La décennie 2010-2020 n’a connu que peu de créneaux propices à l’euphorie glaciaire, si l’hiver 2012 fut remarquable, nombreux sont les pratiquants qui s’apprêtaient à jeter leur encombrant matériel, rouillé et émoussé, lassés d’espérer.
Miracle au firmament, un froid transperçant s’est maintenu quatre semaines durant.
Cet hiver 2021 les glaciéristes du monde entier affutent piolets et crampons en scrutant la formation des structures dans la vallée de Freissinières. Car il s’agit bien de la perle des Ecrins, où les itinéraires les plus raides et les plus prestigieux se côtoient. Le parcours des lignes est d’autant plus remarquable, qu’au-delà de la difficulté de l’itinéraire, certaines cascades n’ont été en conditions qu’une fois depuis leur première ascension au début des années 90.
Mi-janvier 2021, c’est la ruée vers l’or. Les parkings sont remplis dès 7h00 du matin, toutes les cascades sont prises d’assaut. Des voies les plus abordables aux itinéraires les plus audacieux, les cordées se succèdent.
Les spécialistes de l’activité commentent unanimement : « Cela faisait près de 20 ans que nous n’avions connu de telles conditions ». Sébastien Foissac, éminent glaciériste et guide au bureau des Ecrins depuis plusieurs décennies.
Avec la jeune recrue talentueuse du bureau des guides Octave Garbolino et l’alpiniste le plus médiatisé de l’été 2020 Benjamin Vedrines (cf texte sur le chrono de la traversée des arêtes de la Meije), nous avons eu la chance de parcourir « Le Cimetière des Eléphants ». Rarement formée, menacée par la « trompe » monumentale épée de glace suspendue au-dessus de la voie, l’ascension de cette cascade n’est envisageable que lors d’un très favorable concours de circonstances.
La fortune nous gâte d’autant plus, car la cordée de spécialistes Jonathan Joly et Fréderic Dégoulet a rééquipé deux jours plus tôt la voie, remplaçant une partie mixte non grimpable par une longueur originale d’escalade technique, ludique et bien protégée. Nous livrant ainsi une version revisitée sur un plateau d’argent.
L’escalade fut aussi agréable que possible, l’ambiance décontractée, la cordée rodée aux difficultés, les conditions excellentes puisque nous pouvions profiter des traces de nos prédécesseurs pour ancrer nos engins sans disperser d’énergie.

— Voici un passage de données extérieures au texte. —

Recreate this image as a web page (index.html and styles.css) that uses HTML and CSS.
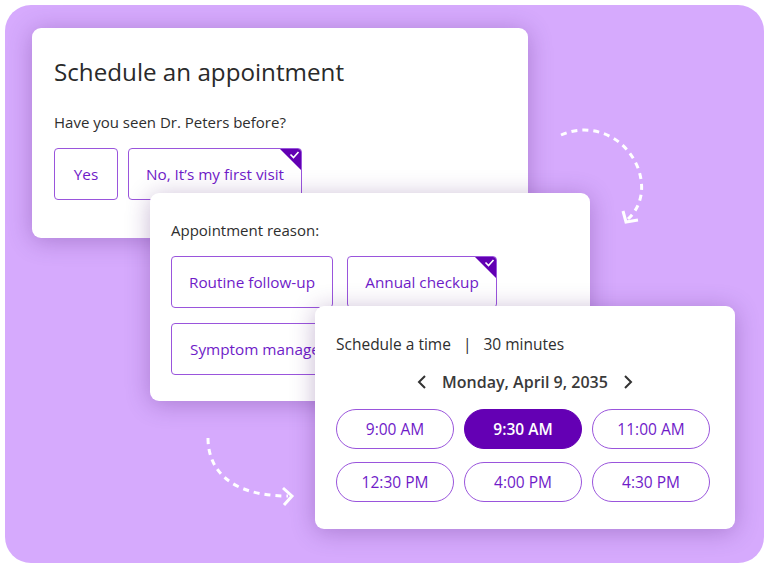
FILE: index.html
```html
<!DOCTYPE html>
<html lang="en">
<head>
<meta charset="utf-8">
<title>Schedule an appointment</title>
<link rel="stylesheet" href="styles.css">
</head>
<body>
<div class="stage">
  <div class="bg">
    <svg class="arrows" width="759" height="558" viewBox="0 0 759 558" aria-hidden="true">
      <g transform="translate(-5,-5)" fill="none" stroke="#ffffff" stroke-width="3" stroke-linecap="butt">
        <path d="M561 135 C 590 122, 625 135, 638 168 C 646 190, 640 208, 628 219" stroke-dasharray="6 5"/>
        <path d="M623 211 L626 222 L638 220" stroke-linejoin="miter"/>
        <path d="M208 438 C 208 468, 228 496, 288 496" stroke-dasharray="6 5"/>
        <path d="M283 488 L292 496 L284 505" stroke-linejoin="miter"/>
      </g>
    </svg>

    <section class="card card-one">
      <h1 class="title">Schedule an appointment</h1>
      <p class="label">Have you seen Dr. Peters before?</p>
      <div class="options">
        <button class="opt">Yes</button>
        <button class="opt selected">No, It’s my first visit
          <span class="tick"><svg width="24" height="24" viewBox="0 0 24 24"><polygon points="0,0 24,0 24,24" fill="#6200b3"/><path d="M11.5 6.5 L14.5 9.5 L19.5 4" fill="none" stroke="#fff" stroke-width="1.6"/></svg></span>
        </button>
      </div>
    </section>

    <section class="card card-two">
      <p class="label">Appointment reason:</p>
      <div class="reason-grid">
        <button class="opt reason r1">Routine follow-up</button>
        <button class="opt reason r2 selected">Annual checkup
          <span class="tick"><svg width="24" height="24" viewBox="0 0 24 24"><polygon points="0,0 24,0 24,24" fill="#6200b3"/><path d="M11.5 6.5 L14.5 9.5 L19.5 4" fill="none" stroke="#fff" stroke-width="1.6"/></svg></span>
        </button>
        <button class="opt reason r3">Symptom management</button>
      </div>
    </section>

    <section class="card card-three">
      <p class="label time-head">Schedule a time <span class="sep">|</span> 30 minutes</p>
      <div class="date-nav">
        <svg class="chev" width="12" height="16" viewBox="0 0 12 16"><path d="M9 2 L3 8 L9 14" fill="none" stroke="#333" stroke-width="2"/></svg>
        <span class="date">Monday, April 9, 2035</span>
        <svg class="chev" width="12" height="16" viewBox="0 0 12 16"><path d="M3 2 L9 8 L3 14" fill="none" stroke="#333" stroke-width="2"/></svg>
      </div>
      <div class="slots">
        <button class="pill">9:00 AM</button>
        <button class="pill active">9:30 AM</button>
        <button class="pill">11:00 AM</button>
        <button class="pill">12:30 PM</button>
        <button class="pill">4:00 PM</button>
        <button class="pill">4:30 PM</button>
      </div>
    </section>
  </div>
</div>
</body>
</html>
```

FILE: styles.css
```css
html, body {
  margin: 0;
  padding: 0;
  background: #ffffff;
}

body {
  font-family: "Open Sans", "Noto Sans", sans-serif;
  color: #2e2e2e;
}

.stage {
  width: 767px;
  height: 565px;
  padding: 5px 3px 2px 5px;
  box-sizing: border-box;
}

.bg {
  position: relative;
  width: 759px;
  height: 558px;
  background: #d6aafd;
  border-radius: 26px;
  overflow: hidden;
}

.arrows {
  position: absolute;
  left: 0;
  top: 0;
}

.card {
  position: absolute;
  background: #ffffff;
  border-radius: 9px;
  box-sizing: border-box;
  box-shadow: 0 3px 24px rgba(70, 20, 110, 0.3);
}

.card-one {
  left: 27px;
  top: 23px;
  width: 496px;
  height: 210px;
  padding: 28px 22px 0 22px;
}

.card-two {
  left: 145px;
  top: 188px;
  width: 440px;
  height: 208px;
  padding: 26px 21px 0 21px;
}

.card-three {
  left: 310px;
  top: 301px;
  width: 420px;
  height: 223px;
  padding: 26px 21px 0 21px;
}

.title {
  margin: 0;
  font-size: 24.2px;
  font-weight: 400;
  line-height: 32px;
  color: #2a2a2a;
}

.label {
  margin: 0;
  font-size: 15px;
  line-height: 22px;
  color: #2e2e2e;
}

.card-one .label {
  margin-top: 23px;
}

.options {
  display: flex;
  gap: 10px;
  margin-top: 15px;
}

.opt {
  position: relative;
  height: 52px;
  box-sizing: border-box;
  border: 1.5px solid #9a55dc;
  border-radius: 4px;
  background: #ffffff;
  color: #6f1bc8;
  font-family: "Open Sans", "Noto Sans", sans-serif;
  font-size: 15.3px;
  padding: 0 18px;
  overflow: hidden;
  white-space: nowrap;
  text-align: center;
}

.options .opt:first-child {
  width: 64px;
  padding: 0;
}

.options .opt.selected {
  width: 174px;
  padding: 0;
}

.tick {
  position: absolute;
  top: -1.5px;
  right: -1.5px;
  width: 24px;
  height: 24px;
  line-height: 0;
}

.reason-grid {
  display: grid;
  grid-template-columns: 162px 150px;
  column-gap: 14px;
  row-gap: 15px;
  margin-top: 15px;
}

.reason.r1, .reason.r2 {
  width: 100%;
  padding: 0;
}

.reason.r3 {
  width: 220px;
  padding: 0 0 0 18px;
  text-align: left;
}

.time-head {
  font-size: 15.5px;
  line-height: 24px;
}

.sep {
  margin: 0 8px;
}

.date-nav {
  display: flex;
  align-items: center;
  justify-content: center;
  gap: 14px;
  margin-top: 14px;
  height: 24px;
}

.date {
  font-size: 16px;
  font-weight: 600;
  color: #3a3a3a;
}

.chev {
  display: block;
}

.slots {
  display: grid;
  grid-template-columns: repeat(3, 118px);
  column-gap: 10px;
  row-gap: 13px;
  margin-top: 15px;
}

.pill {
  height: 40px;
  box-sizing: border-box;
  border: 1.5px solid #9a55dc;
  border-radius: 20px;
  background: #ffffff;
  color: #6f1bc8;
  font-family: "Open Sans", "Noto Sans", sans-serif;
  font-size: 15.5px;
  padding: 0;
}

.pill.active {
  background: #6400b4;
  border-color: #6400b4;
  color: #ffffff;
  font-weight: 600;
}
```
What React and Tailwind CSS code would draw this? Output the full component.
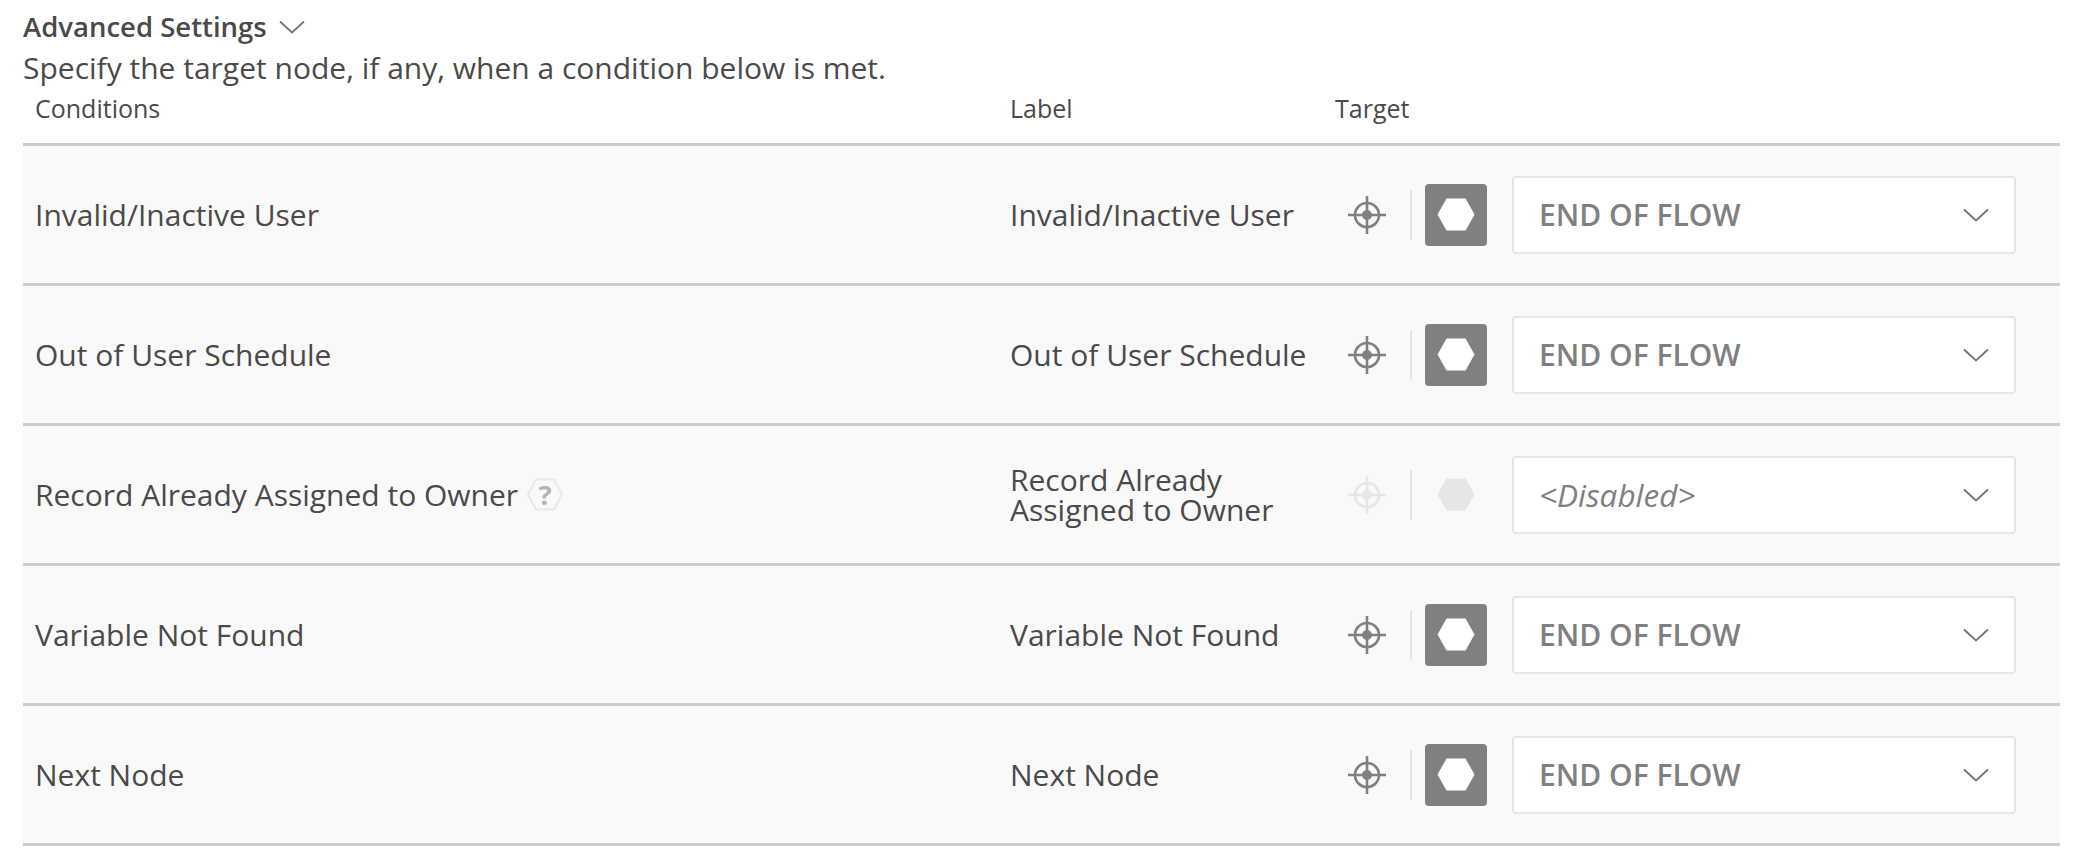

De plus la grimpe était variée : des colonnes suspendues, des tubes aériens, des plaquages fragiles et des connections rocheuses pour rejoindre les dernières stalactites les plus reculées. Nous vécûmes une journée mémorable.
Le clou du spectacle restera la vertigineuse descente en rappel pendulaire sur 60m, parfaitement équipée par les camarades, qu’ils vivent mille ans !
Au retour, nous constatons que ce n’était pas seulement l’excitation qui nous réchauffait, les températures ont radicalement augmenté pendant la journée. La cascade coule abondamment sur nos vestes et sur le rocher, la neige botte sous nos crampons.
Il est évident que la cascade s’écoule.